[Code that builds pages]
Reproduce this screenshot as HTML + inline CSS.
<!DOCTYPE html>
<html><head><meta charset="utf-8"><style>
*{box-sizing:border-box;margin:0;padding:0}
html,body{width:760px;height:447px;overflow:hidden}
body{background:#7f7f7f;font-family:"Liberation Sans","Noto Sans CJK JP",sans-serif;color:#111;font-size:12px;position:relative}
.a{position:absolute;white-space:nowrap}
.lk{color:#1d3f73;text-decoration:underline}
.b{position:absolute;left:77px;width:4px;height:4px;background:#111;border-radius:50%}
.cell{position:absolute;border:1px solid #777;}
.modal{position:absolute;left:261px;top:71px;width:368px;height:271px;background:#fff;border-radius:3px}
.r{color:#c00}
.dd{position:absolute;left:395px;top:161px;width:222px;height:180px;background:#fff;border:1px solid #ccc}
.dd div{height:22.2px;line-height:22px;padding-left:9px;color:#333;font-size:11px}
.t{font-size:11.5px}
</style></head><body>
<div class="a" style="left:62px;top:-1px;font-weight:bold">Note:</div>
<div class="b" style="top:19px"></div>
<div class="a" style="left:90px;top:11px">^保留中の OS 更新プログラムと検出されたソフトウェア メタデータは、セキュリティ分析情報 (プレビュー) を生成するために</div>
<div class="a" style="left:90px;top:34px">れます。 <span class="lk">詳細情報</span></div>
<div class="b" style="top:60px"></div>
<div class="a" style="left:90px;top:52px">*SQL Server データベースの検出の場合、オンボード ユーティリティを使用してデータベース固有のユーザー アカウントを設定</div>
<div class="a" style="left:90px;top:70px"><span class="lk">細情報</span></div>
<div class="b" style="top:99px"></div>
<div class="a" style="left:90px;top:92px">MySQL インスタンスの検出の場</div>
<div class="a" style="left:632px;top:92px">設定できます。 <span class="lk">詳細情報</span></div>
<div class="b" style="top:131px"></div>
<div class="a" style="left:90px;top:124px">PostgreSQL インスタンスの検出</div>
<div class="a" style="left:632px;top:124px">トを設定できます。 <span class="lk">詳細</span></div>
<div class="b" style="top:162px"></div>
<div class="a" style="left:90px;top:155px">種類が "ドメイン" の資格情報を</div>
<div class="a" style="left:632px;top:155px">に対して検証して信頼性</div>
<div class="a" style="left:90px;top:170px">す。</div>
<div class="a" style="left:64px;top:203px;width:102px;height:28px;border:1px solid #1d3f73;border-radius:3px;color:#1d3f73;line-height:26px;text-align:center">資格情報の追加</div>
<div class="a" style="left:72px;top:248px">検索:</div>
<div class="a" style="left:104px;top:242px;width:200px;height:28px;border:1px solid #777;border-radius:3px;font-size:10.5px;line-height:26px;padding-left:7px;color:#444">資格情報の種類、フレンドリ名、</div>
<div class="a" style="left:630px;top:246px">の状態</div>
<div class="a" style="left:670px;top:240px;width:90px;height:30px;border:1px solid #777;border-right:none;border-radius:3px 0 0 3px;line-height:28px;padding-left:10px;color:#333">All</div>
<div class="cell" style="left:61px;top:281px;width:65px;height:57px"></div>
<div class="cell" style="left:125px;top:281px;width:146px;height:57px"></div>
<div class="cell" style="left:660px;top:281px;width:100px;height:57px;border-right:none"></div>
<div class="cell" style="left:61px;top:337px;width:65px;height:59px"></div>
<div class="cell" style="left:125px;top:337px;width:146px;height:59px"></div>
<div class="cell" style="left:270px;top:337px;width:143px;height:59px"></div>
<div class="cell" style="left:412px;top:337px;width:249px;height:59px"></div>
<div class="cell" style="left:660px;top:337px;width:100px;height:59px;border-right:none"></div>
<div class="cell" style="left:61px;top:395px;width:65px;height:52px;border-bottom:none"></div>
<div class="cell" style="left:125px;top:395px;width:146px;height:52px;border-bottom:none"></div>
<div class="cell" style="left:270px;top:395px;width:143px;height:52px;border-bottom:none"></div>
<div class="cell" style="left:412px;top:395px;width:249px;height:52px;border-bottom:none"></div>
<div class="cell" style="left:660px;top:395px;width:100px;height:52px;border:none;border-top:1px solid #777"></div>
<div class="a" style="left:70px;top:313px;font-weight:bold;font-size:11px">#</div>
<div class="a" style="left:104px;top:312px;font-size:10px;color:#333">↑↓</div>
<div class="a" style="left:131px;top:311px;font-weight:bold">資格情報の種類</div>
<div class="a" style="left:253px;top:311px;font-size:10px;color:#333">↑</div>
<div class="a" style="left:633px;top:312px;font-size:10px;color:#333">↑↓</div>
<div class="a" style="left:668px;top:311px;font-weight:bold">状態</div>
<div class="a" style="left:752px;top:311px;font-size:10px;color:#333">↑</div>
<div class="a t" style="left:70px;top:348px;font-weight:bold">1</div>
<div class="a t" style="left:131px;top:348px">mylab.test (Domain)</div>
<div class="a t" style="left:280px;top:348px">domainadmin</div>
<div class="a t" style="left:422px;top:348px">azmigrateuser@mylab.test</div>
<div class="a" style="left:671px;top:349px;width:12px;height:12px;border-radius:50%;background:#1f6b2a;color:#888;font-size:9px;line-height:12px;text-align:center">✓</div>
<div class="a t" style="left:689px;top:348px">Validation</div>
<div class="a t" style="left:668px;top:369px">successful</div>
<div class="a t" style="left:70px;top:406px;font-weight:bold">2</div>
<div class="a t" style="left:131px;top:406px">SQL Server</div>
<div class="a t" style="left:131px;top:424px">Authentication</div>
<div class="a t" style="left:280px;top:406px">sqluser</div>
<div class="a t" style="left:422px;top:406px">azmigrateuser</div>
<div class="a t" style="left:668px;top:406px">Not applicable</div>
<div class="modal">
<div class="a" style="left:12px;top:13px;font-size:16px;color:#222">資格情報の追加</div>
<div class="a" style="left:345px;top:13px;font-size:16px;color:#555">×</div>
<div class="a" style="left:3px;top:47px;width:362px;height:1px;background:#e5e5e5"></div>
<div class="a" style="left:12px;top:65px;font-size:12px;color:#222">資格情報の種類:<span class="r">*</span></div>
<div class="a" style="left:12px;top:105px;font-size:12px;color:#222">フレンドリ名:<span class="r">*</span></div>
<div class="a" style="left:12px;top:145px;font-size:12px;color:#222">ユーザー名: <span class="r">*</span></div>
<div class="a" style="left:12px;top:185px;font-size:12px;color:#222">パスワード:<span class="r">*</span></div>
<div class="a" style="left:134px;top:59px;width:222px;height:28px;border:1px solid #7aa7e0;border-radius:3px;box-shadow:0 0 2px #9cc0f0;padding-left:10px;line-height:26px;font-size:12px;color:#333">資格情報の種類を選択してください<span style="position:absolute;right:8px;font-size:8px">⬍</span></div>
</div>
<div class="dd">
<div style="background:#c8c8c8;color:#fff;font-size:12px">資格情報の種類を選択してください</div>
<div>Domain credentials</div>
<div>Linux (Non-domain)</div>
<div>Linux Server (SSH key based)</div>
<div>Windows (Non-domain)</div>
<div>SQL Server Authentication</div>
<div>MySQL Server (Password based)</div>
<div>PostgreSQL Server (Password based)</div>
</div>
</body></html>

---

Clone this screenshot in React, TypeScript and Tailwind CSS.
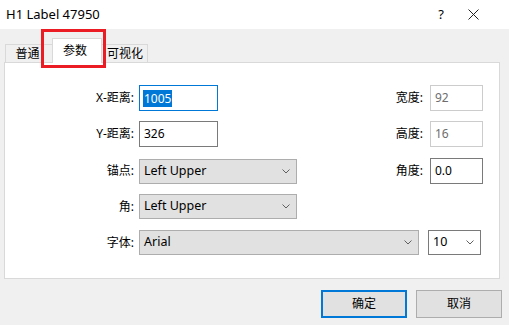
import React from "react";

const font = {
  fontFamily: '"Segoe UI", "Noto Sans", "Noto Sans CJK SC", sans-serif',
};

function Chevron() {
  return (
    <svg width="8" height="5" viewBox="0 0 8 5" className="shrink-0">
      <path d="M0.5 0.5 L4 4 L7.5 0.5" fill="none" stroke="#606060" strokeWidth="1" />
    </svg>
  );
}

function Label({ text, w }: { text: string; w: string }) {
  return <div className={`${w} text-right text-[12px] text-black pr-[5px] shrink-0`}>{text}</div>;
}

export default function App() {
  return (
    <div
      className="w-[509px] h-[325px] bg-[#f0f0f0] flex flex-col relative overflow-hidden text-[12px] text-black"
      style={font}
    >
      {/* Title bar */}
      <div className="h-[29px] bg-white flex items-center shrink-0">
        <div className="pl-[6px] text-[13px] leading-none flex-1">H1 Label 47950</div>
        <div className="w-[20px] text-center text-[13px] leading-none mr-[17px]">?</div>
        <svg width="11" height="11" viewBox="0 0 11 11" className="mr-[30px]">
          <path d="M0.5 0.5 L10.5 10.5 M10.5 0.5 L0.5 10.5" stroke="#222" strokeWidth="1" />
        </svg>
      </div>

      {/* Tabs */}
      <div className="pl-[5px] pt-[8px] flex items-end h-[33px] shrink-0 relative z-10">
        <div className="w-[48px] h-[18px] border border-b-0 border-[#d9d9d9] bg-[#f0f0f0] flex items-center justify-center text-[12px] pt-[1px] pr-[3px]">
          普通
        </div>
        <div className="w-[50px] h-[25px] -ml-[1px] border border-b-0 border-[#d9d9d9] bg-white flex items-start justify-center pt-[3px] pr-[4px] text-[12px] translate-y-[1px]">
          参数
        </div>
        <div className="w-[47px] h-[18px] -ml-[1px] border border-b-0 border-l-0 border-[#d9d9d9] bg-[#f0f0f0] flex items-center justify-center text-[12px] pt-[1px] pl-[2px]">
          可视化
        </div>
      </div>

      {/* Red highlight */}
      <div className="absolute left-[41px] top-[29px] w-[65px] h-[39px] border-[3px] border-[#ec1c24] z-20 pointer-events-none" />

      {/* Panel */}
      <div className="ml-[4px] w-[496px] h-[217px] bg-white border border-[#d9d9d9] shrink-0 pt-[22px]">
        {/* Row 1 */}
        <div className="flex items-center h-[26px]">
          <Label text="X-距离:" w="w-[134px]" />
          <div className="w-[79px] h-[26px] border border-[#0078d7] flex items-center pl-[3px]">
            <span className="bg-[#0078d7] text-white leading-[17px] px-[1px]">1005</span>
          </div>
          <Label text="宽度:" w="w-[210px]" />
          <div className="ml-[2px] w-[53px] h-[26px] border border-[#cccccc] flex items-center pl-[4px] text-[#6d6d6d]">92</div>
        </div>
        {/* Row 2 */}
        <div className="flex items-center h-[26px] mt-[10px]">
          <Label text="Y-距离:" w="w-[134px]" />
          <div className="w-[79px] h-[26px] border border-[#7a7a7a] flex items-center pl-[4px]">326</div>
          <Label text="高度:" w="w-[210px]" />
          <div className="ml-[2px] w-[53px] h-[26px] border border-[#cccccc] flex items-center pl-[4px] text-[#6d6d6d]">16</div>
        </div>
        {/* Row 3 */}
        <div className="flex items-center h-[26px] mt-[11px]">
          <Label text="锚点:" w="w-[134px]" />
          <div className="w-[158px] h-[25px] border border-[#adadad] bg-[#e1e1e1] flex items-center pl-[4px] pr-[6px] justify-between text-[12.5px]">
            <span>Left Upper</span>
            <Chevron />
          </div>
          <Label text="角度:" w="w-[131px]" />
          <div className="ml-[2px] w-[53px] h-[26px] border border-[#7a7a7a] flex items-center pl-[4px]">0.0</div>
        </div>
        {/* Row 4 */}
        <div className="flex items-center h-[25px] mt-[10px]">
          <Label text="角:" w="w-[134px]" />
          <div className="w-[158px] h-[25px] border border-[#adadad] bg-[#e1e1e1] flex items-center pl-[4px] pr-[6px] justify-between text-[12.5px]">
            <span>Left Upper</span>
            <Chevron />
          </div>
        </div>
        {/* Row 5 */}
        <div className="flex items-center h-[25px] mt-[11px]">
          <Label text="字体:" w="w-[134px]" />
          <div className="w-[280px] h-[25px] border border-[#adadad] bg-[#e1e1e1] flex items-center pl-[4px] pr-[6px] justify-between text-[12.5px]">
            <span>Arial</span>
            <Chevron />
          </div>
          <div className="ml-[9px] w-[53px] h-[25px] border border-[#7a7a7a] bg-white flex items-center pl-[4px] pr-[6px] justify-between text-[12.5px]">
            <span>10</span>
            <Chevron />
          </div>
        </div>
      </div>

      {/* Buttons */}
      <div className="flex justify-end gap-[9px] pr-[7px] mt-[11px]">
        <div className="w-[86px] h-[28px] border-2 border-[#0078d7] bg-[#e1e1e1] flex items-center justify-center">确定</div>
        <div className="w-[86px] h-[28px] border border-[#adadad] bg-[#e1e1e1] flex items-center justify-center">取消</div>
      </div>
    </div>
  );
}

==

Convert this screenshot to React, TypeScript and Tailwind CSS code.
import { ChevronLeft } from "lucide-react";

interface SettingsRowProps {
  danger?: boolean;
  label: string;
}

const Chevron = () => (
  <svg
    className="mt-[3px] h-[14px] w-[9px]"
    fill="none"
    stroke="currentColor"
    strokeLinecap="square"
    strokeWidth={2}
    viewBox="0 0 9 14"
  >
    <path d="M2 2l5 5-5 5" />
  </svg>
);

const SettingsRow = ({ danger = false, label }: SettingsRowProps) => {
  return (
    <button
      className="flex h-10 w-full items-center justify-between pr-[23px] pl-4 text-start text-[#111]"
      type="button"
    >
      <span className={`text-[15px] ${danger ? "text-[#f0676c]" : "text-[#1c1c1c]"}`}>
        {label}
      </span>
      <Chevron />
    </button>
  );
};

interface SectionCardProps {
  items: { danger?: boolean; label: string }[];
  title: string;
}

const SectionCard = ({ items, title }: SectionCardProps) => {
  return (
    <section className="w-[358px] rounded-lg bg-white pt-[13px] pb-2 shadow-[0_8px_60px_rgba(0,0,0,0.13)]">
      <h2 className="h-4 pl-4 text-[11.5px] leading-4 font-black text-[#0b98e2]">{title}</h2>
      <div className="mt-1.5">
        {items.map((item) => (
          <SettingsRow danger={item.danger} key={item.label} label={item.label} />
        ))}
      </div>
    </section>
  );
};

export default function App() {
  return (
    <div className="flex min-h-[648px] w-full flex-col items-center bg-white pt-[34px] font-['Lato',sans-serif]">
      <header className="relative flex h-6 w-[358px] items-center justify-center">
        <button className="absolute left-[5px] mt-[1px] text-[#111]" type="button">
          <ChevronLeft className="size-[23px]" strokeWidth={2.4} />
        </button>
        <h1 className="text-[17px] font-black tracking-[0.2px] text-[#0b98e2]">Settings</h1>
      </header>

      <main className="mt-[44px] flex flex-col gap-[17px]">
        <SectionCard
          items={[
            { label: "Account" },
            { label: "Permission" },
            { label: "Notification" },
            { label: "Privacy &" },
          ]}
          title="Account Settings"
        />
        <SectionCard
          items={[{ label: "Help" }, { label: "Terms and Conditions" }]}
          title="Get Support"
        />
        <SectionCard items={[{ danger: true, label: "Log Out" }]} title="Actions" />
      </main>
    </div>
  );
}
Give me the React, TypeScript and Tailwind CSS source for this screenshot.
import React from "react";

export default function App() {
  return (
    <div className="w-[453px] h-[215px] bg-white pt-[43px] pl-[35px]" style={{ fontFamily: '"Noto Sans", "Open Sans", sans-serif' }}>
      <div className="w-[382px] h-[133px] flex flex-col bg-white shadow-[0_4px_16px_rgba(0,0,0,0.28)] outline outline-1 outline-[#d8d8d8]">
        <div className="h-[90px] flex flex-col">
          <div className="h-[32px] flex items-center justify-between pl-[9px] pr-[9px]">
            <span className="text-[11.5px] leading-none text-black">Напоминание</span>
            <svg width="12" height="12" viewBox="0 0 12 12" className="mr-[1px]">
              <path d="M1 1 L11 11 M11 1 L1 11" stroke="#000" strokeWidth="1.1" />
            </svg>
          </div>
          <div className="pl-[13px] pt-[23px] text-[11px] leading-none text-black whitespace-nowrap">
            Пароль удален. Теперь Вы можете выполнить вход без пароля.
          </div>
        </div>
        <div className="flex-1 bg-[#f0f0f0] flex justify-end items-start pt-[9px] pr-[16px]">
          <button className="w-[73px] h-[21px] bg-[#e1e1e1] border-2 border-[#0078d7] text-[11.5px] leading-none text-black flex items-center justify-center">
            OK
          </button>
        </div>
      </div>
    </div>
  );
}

The problem
Keep to the stretch from the line containing "Clone this screenshot" through the line containing "left-[41px] top-[29px] w-[65px]", both ends included, and copy it exactly from the listing above, minus the pictures.

Result of this task
Clone this screenshot in React, TypeScript and Tailwind CSS.
import React from "react";

const font = {
  fontFamily: '"Segoe UI", "Noto Sans", "Noto Sans CJK SC", sans-serif',
};

function Chevron() {
  return (
    <svg width="8" height="5" viewBox="0 0 8 5" className="shrink-0">
      <path d="M0.5 0.5 L4 4 L7.5 0.5" fill="none" stroke="#606060" strokeWidth="1" />
    </svg>
  );
}

function Label({ text, w }: { text: string; w: string }) {
  return <div className={`${w} text-right text-[12px] text-black pr-[5px] shrink-0`}>{text}</div>;
}

export default function App() {
  return (
    <div
      className="w-[509px] h-[325px] bg-[#f0f0f0] flex flex-col relative overflow-hidden text-[12px] text-black"
      style={font}
    >
      {/* Title bar */}
      <div className="h-[29px] bg-white flex items-center shrink-0">
        <div className="pl-[6px] text-[13px] leading-none flex-1">H1 Label 47950</div>
        <div className="w-[20px] text-center text-[13px] leading-none mr-[17px]">?</div>
        <svg width="11" height="11" viewBox="0 0 11 11" className="mr-[30px]">
          <path d="M0.5 0.5 L10.5 10.5 M10.5 0.5 L0.5 10.5" stroke="#222" strokeWidth="1" />
        </svg>
      </div>

      {/* Tabs */}
      <div className="pl-[5px] pt-[8px] flex items-end h-[33px] shrink-0 relative z-10">
        <div className="w-[48px] h-[18px] border border-b-0 border-[#d9d9d9] bg-[#f0f0f0] flex items-center justify-center text-[12px] pt-[1px] pr-[3px]">
          普通
        </div>
        <div className="w-[50px] h-[25px] -ml-[1px] border border-b-0 border-[#d9d9d9] bg-white flex items-start justify-center pt-[3px] pr-[4px] text-[12px] translate-y-[1px]">
          参数
        </div>
        <div className="w-[47px] h-[18px] -ml-[1px] border border-b-0 border-l-0 border-[#d9d9d9] bg-[#f0f0f0] flex items-center justify-center text-[12px] pt-[1px] pl-[2px]">
          可视化
        </div>
      </div>

      {/* Red highlight */}
      <div className="absolute left-[41px] top-[29px] w-[65px] h-[39px] border-[3px] border-[#ec1c24] z-20 pointer-events-none" />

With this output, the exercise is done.